そう考えたとき、「企業の価値創造」というものに広がりや奥行きを感じ、関心を寄せるようになりました。私は、企業価値を創造するために重要なことは、いかにステークホルダーに力を貸してもらえるかではないかと考えています。そのためには、ステークホルダーの期待に応える必要があり、それこそが「企業の価値創造」の原動力になると思っています。

では、ご自身としてどのような取り組みをされているのですか?

現在、私は実際に資産運用をしている立場ではありません。資産運用業務というビジネスの企画が主な業務となります。最近であれば、日本版スチュワードシップ・コードの導入を受けて、私たちが運用業務をする際に何を心がけていくのかという方向性を示すことに携わりました。その際に、常に頭の中にあったのは、「受託者責任」と「責任投資」という、2つの「責任」という言葉でした。言い換えれば、「お客さまに対する責任」と「企業への投資に対する責任」ということができます。
この2つを念頭に資産運用業務等に係る行動規範を作り上げ、「企業価値の向上と受益者の中長期的なリターンの拡大を図ること」を方針として掲げました。これは始めにお話しした「触媒」としての役割を明確に表したものとなっています。
また、ステークホルダーの期待に応えることが「企業の価値創造」の原動力であるというお話をしましたが、その鍵となるのがESGであると私たちは考えており、それにしっかり対応していくことを具体的施策のひとつに挙げています。

松原 稔さん
どのようにしてESGと「企業の価値創造」とをつなぐのでしょうか?

「前回スパークス・アセット・マネジメント株式会社の清水さんもおっしゃっていましたが、実際のところ難しい面があると思います。

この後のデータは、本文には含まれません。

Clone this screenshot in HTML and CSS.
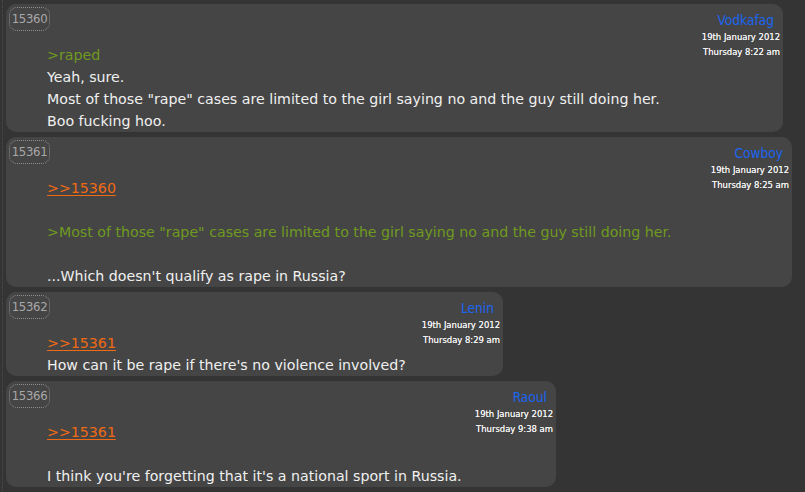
FILE: index.html
```html
<!DOCTYPE html>
<html lang="en">
<head>
<meta charset="utf-8">
<title>Thread</title>
<link rel="stylesheet" href="styles.css">
</head>
<body>
<div class="thread">
  <div class="post post-a">
    <div class="main">
      <span class="num">15360</span>
      <div class="body">
        <div class="line quote">&gt;raped</div>
        <div class="line">Yeah, sure.</div>
        <div class="line">Most of those "rape" cases are limited to the girl saying no and the guy still doing her.</div>
        <div class="line">Boo fucking hoo.</div>
      </div>
    </div>
    <div class="meta">
      <div class="name">Vodkafag</div>
      <div class="date">19th January 2012</div>
      <div class="date">Thursday 8:22 am</div>
    </div>
  </div>

  <div class="post post-b">
    <div class="main">
      <span class="num">15361</span>
      <div class="body">
        <div class="line"><a class="ref" href="#">&gt;&gt;15360</a></div>
        <div class="line blank"></div>
        <div class="line quote">&gt;Most of those "rape" cases are limited to the girl saying no and the guy still doing her.</div>
        <div class="line blank"></div>
        <div class="line">...Which doesn't qualify as rape in Russia?</div>
      </div>
    </div>
    <div class="meta">
      <div class="name">Cowboy</div>
      <div class="date">19th January 2012</div>
      <div class="date">Thursday 8:25 am</div>
    </div>
  </div>

  <div class="post post-c">
    <div class="main">
      <span class="num">15362</span>
      <div class="body">
        <div class="line"><a class="ref" href="#">&gt;&gt;15361</a></div>
        <div class="line">How can it be rape if there's no violence involved?</div>
      </div>
    </div>
    <div class="meta">
      <div class="name">Lenin</div>
      <div class="date">19th January 2012</div>
      <div class="date">Thursday 8:29 am</div>
    </div>
  </div>

  <div class="post post-d">
    <div class="main">
      <span class="num">15366</span>
      <div class="body">
        <div class="line"><a class="ref" href="#">&gt;&gt;15361</a></div>
        <div class="line blank"></div>
        <div class="line">I think you're forgetting that it's a national sport in Russia.</div>
      </div>
    </div>
    <div class="meta">
      <div class="name">Raoul</div>
      <div class="date">19th January 2012</div>
      <div class="date">Thursday 9:38 am</div>
    </div>
  </div>
</div>
</body>
</html>
```
FILE: styles.css
```css
html, body {
  margin: 0;
  padding: 0;
  background: #343434;
  height: 100%;
}
body {
  font-family: "DejaVu Sans", Verdana, sans-serif;
  color: #f0f0f0;
  overflow: hidden;
}
.thread {
  margin-left: 2px;
  padding: 4px 0 0 3px;
  border-left: 1px dotted #4c4c4c;
  min-height: 100%;
  box-sizing: border-box;
}
.post {
  display: grid;
  grid-template-columns: 1fr auto;
  background: #454545;
  border-radius: 10px;
  margin-bottom: 5px;
  padding-right: 3px;
  box-sizing: border-box;
}
.post-a { width: 777px; }
.post-b { width: 786px; }
.post-c { width: 497px; }
.post-d { width: 550px; }
.main {
  display: flex;
  flex-direction: column;
  align-items: flex-start;
}
.num {
  margin: 3px 0 0 3px;
  width: 41px;
  height: 24px;
  box-sizing: border-box;
  border: 1px dotted #8e8e8e;
  border-radius: 8px;
  font-family: "DejaVu Sans Condensed", "DejaVu Sans", sans-serif;
  font-size: 13px;
  line-height: 22px;
  color: #a8a8a8;
  text-align: center;
  letter-spacing: -0.3px;
}
.body {
  margin-top: 13px;
  padding-left: 41px;
  font-size: 14.2px;
  line-height: 22px;
  white-space: nowrap;
}
.line.blank { height: 22px; }
.quote { color: #6f9a1f; }
.ref {
  color: #f06a14;
  text-decoration: underline;
  text-underline-offset: 2px;
}
.meta {
  padding-top: 7px;
  text-align: right;
}
.name {
  font-family: "DejaVu Sans Condensed", "DejaVu Sans", sans-serif;
  font-size: 13.6px;
  line-height: 18px;
  color: #1b66f2;
  padding-right: 6px;
}
.date {
  font-family: "DejaVu Sans Condensed", "DejaVu Sans", sans-serif;
  font-size: 9.4px;
  line-height: 15px;
  color: #f2f2f2;
  text-shadow: 0 0 0.4px #f2f2f2;
}
```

ESGは、なかなか数値に表わせませんから。だから、模索している段階ではあります。しかし、「分からないからやらない」ではなくて、「分かろうとする」ことが大事ではないでしょうか。
ESGという言葉は、環境・社会・ガバナンスの略になっていますが、実はそうではなくて、「ステークホルダー経営」、つまり「ステークホルダーの期待に応える経営」を実践するための取り組みのことであると考えています。その具体例として、主に環境・社会・ガバナンスが挙げられるということです。
ESGと企業の価値創造をつなぐということは、「ステークホルダーの期待に応える経営を実践するための取り組み」と「企業の価値創造」をつなぐということ。これまでお話しさせていただきましたように、そのつながりは確かにあると私たちは考えています。だからこそ、「分かろうとする」努力を続けていきますし、その姿勢を対外的に明確に示したのです。これがまさに私たちが「触媒」としての役割を果たすための重要な取り組みになると考えています。そういう想いから、しっかりとESGに対応させていただいているというのが、いまの私たちの姿です。

本日はありがとうございました。引き続き次回もよろしくお願いいたします。